Replica of First Temple to be Built in Brazil
Mega-church to feature replica Ark of the Covenant.
The Universal Church of the Kingdom of God, a controversial Pentecostal church, has announced that it will construct a mammoth $200 million replica of the First Temple in Sao Paulo, Brazil.
The Guardian reported that the church will be modeled on King Solomon’s Temple and will feature a replica Ark of the Covenant in the centre of the sanctuary. The church will reportedly be twice the height of the Christ the Redeemer statue in Rio de Janiero – the largest Art Deco statue in the world at 130 feet tall. The temple replica will be 55 metres high, about the size of an 18-story building.

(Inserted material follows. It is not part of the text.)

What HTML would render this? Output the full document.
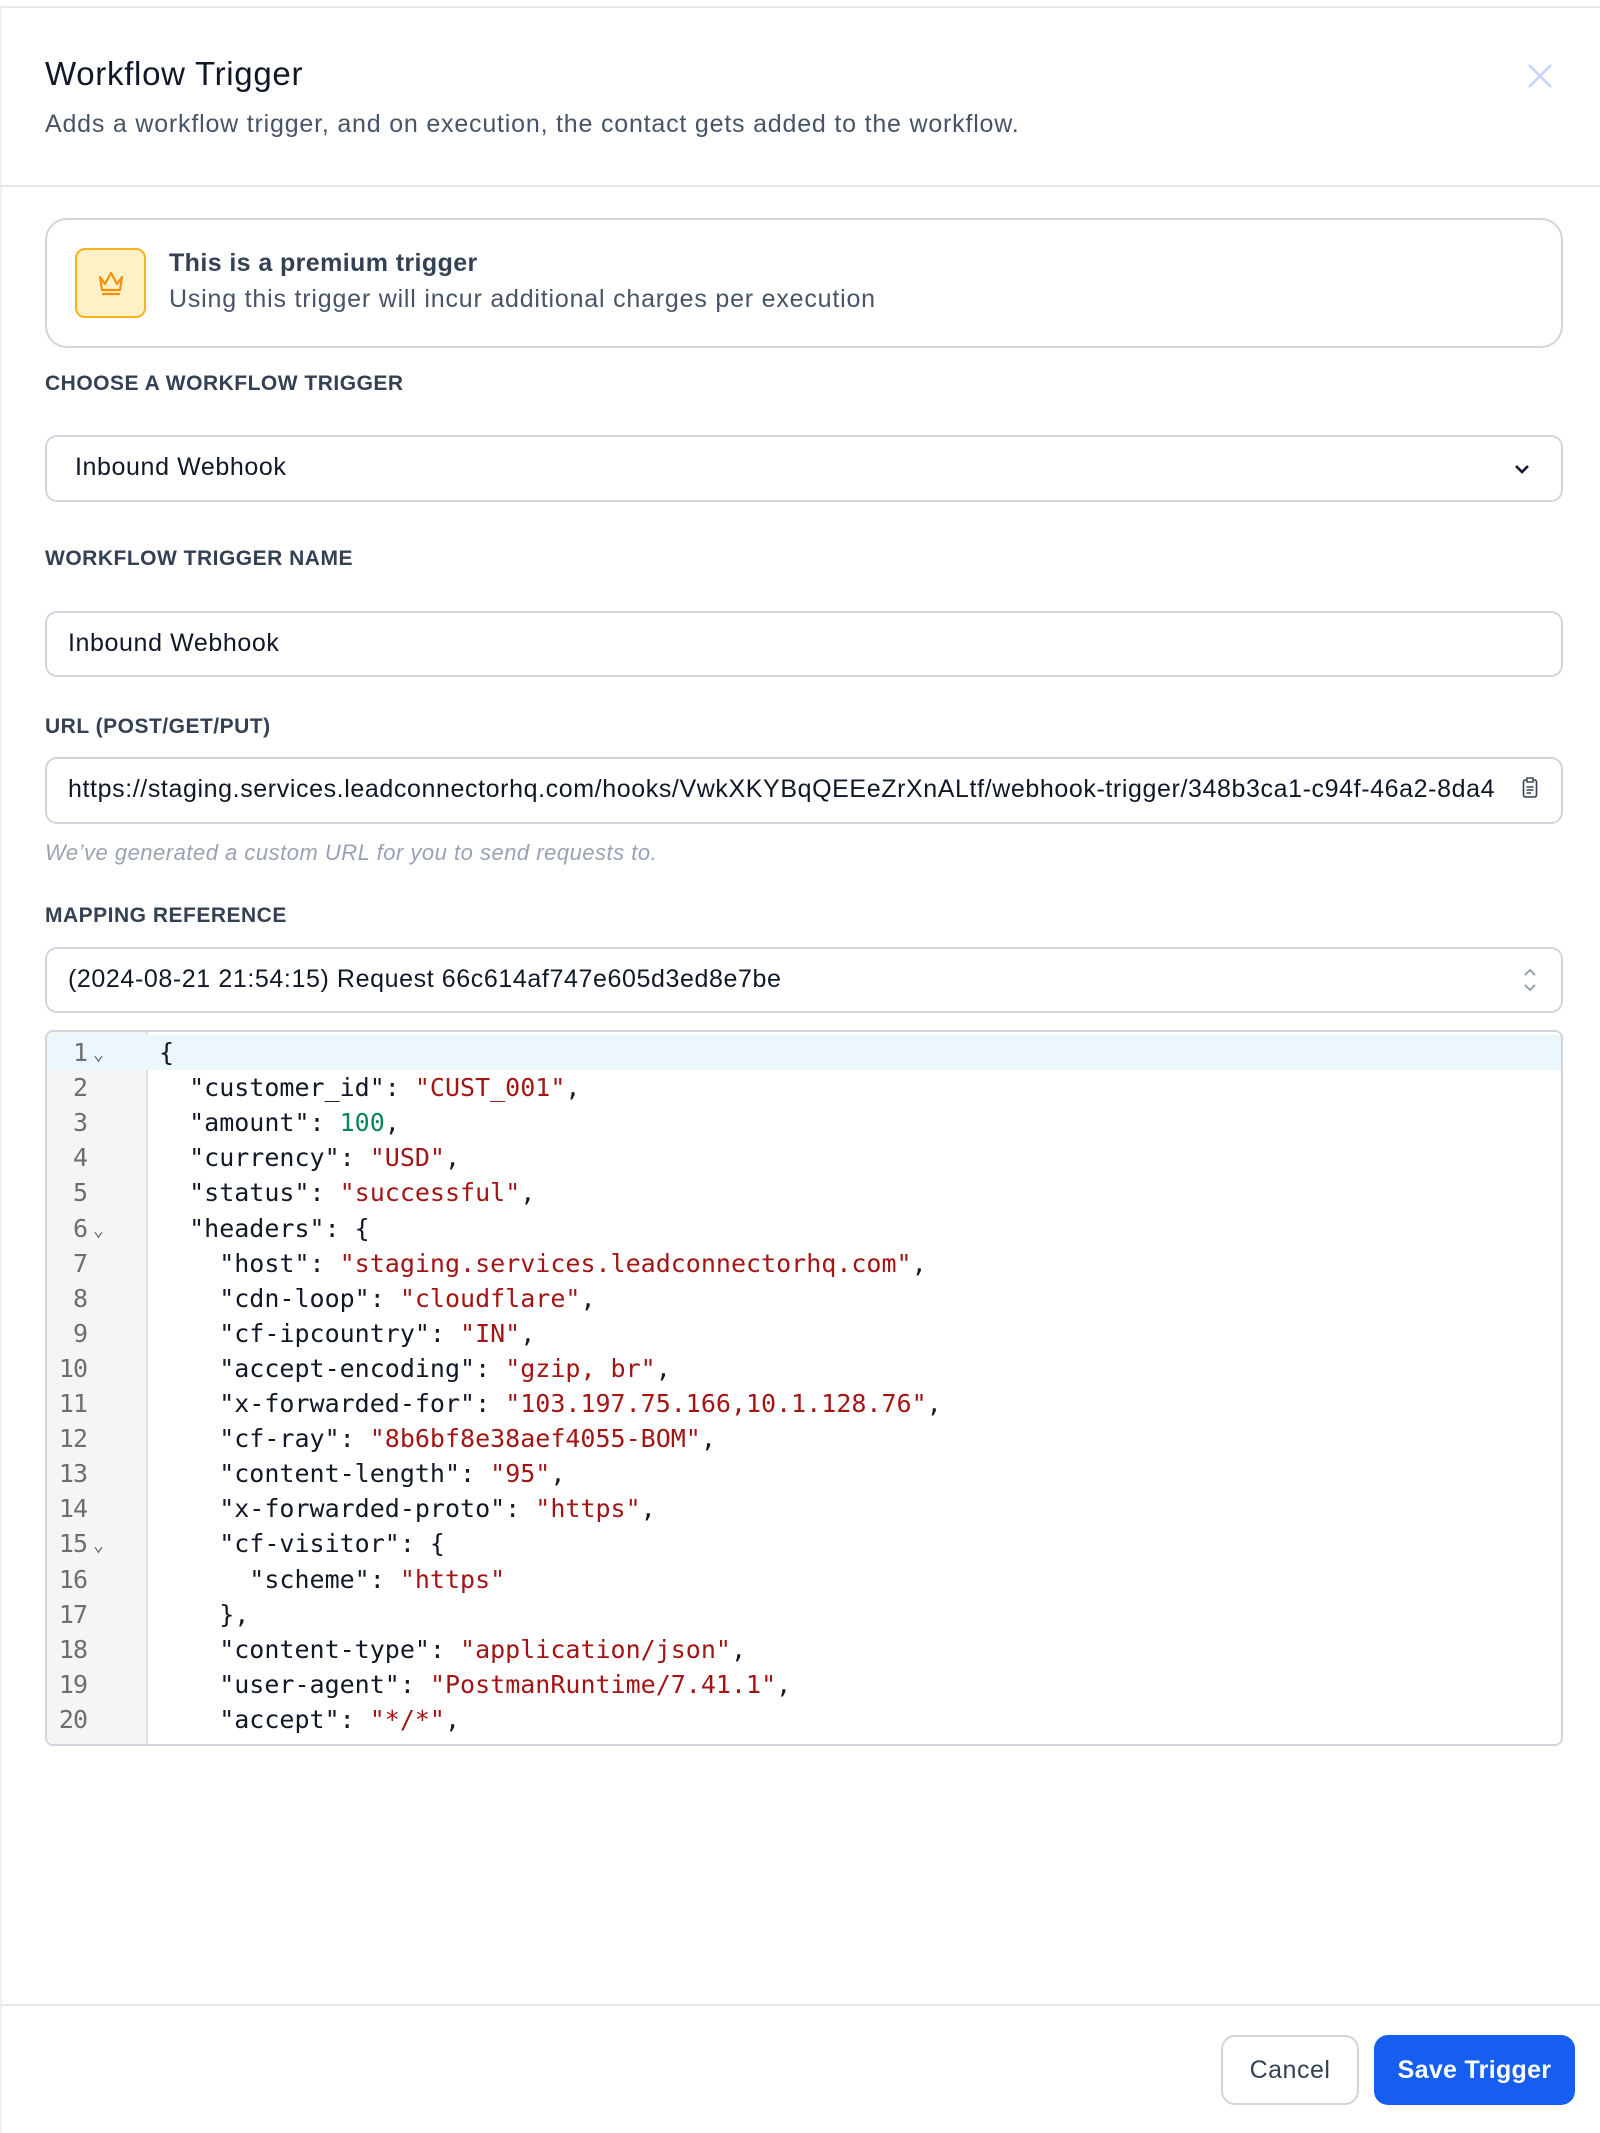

The leader of the church, Bishop Edir Macedo, told the British newspaper that they are getting ready to build the temple in the “same mold as Solomon’s.”
“[Solomon’s] Temple… used tons of pure gold,” he said. “We are not going to build a temple of gold, but we will spend tons of money, without a shadow of doubt.”

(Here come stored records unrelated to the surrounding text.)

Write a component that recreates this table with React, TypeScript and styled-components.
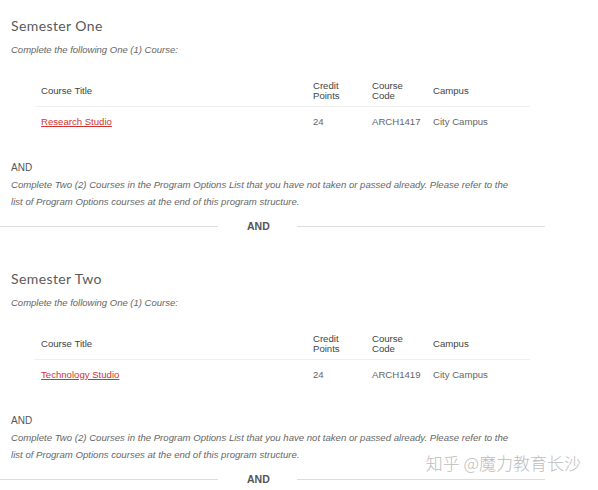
import React from "react";
import styled, { createGlobalStyle } from "styled-components";

const GlobalStyle = createGlobalStyle`
  html, body {
    margin: 0;
    padding: 0;
    background: #fff;
  }
  body {
    font-family: "Liberation Sans", Arial, sans-serif;
    color: #555;
  }
`;

const Page = styled.div`
  position: relative;
  width: 598px;
  height: 490px;
  overflow: hidden;
`;

const Section = styled.section`
  padding-top: 17px;
  & + & {
    padding-top: 37px;
  }
`;

const Heading = styled.h3`
  margin: 0 0 0 11px;
  font-family: Lato, "Open Sans", sans-serif;
  font-size: 14px;
  font-weight: 400;
  letter-spacing: 0.4px;
  line-height: 18px;
  color: #5a5a5a;
`;

const Note = styled.p`
  margin: 7px 0 0 11px;
  font-size: 9.5px;
  font-style: italic;
  line-height: 16px;
  color: #666;
`;

const Table = styled.div`
  margin: 17px 0 0 35px;
  width: 495px;
  font-size: 9.6px;
  color: #555;
`;

const Row = styled.div<{ $head?: boolean }>`
  display: grid;
  grid-template-columns: 272px 59px 61px 1fr;
  align-items: center;
  height: ${(p) => (p.$head ? "31px" : "30px")};
  border-bottom: ${(p) => (p.$head ? "1px solid #eee" : "none")};
  color: ${(p) => (p.$head ? "#444" : "#666")};
`;

const Cell = styled.div`
  padding-left: 6px;
  line-height: 10px;
`;

const CourseLink = styled.a`
  color: #d2342f;
  text-decoration: underline;
  text-underline-offset: 1px;
`;

const AndLabel = styled.div`
  margin: 25px 0 0 11px;
  font-size: 10px;
  line-height: 12px;
  color: #555;
`;

const Paragraph = styled.p`
  margin: 3px 0 0 11px;
  font-size: 9.6px;
  font-style: italic;
  line-height: 16.5px;
  color: #666;
`;

const Line = styled.span`
  display: block;
  width: fit-content;
  white-space: nowrap;
`;

const Divider = styled.div`
  display: flex;
  align-items: center;
  width: 545px;
  margin-top: 9px;
`;

const Rule = styled.span<{ $w?: number }>`
  height: 1px;
  background: #ddd;
  ${(p) => (p.$w ? `width: ${p.$w}px;` : "flex: 1;")}
`;

const DividerText = styled.span`
  padding: 0 27px 0 29px;
  font-size: 10.5px;
  font-weight: 700;
  line-height: 14px;
  color: #555;
`;

const Watermark = styled.div`
  position: absolute;
  right: 17px;
  bottom: 19px;
  font-family: "Noto Sans CJK SC", sans-serif;
  font-size: 17px;
  font-weight: 300;
  line-height: 17px;
  color: #bdbdbd;
  text-shadow: 0 0 2px #fff, 0 0 2px #fff;
`;

type Semester = { title: string; course: string; code: string };

const semesters: Semester[] = [
  { title: "Semester One", course: "Research Studio", code: "ARCH1417" },
  { title: "Semester Two", course: "Technology Studio", code: "ARCH1419" },
];

const SemesterBlock = ({ s }: { s: Semester }) => (
  <Section>
    <Heading>{s.title}</Heading>
    <Note>Complete the following One (1) Course:</Note>
    <Table>
      <Row $head>
        <Cell>Course Title</Cell>
        <Cell>Credit<br />Points</Cell>
        <Cell>Course<br />Code</Cell>
        <Cell>Campus</Cell>
      </Row>
      <Row>
        <Cell><CourseLink href="#">{s.course}</CourseLink></Cell>
        <Cell>24</Cell>
        <Cell>{s.code}</Cell>
        <Cell>City Campus</Cell>
      </Row>
    </Table>
    <AndLabel>AND</AndLabel>
    <Paragraph>
      <Line>
        Complete Two (2) Courses in the Program Options List that you have not taken or passed already. Please refer to the
      </Line>
      <Line>list of Program Options courses at the end of this program structure.</Line>
    </Paragraph>
    <Divider>
      <Rule $w={218} />
      <DividerText>AND</DividerText>
      <Rule />
    </Divider>
  </Section>
);

export default function App() {
  return (
    <Page>
      <GlobalStyle />
      {semesters.map((s) => (
        <SemesterBlock key={s.title} s={s} />
      ))}
      <Watermark>知乎 @魔力教育长沙</Watermark>
    </Page>
  );
}
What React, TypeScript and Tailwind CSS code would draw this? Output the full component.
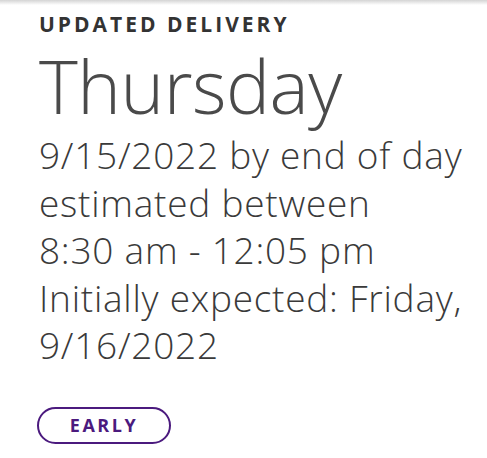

The mega-church will be constructed following “biblical orientations,” and when finished will hold 10,000 people.
The Brazilian Estado de Sao Paulo newspaper stated that permission for construction was granted in recent days with church leaders saying that the church will be completed in four years.
The Universal Church has already paid $8 million to import stones from Israel.
“We have signed the contract and commissioned the stones that will come from Jerusalem, just like the ones that were used to build the temple in Israel – stones that were witnesses to the powers of God 2,000 years ago,” said Macedo. “It is going to be a knockout, it is going to be beautiful, beautiful, beautiful – the most beautiful of all. The outside will be exactly the same as that which was built in Jerusalem.”
The mega-church will include a parking lot for 1,000 cars, TV and radio studios, and enough classroom space for 1,300 kids.
The church is being designed by well-known Brazilian architect Rogerio Silva de Araujo.
The Universal Church of the Kingdom of God, with an estimated 8 million members in 180 countries, began in Brazil in the late ‘70s. It has its own TV station, a newspaper that claims a weekly circulation of 25 million and a blog run by Macedo that claims as many as 4 million hits per month.
The church has courted controversy for its “prosperity theology,” a belief that those who commit acts of faith will be blessed with material wealth.
In 2009, the Sao Paulo prosecutor alleged that 10 senior church clerics, including the leader, embezzled billions of dollars from donations and used the money to buy property and cars. Macedo, who owns a $45 million private jet, professed his innocence.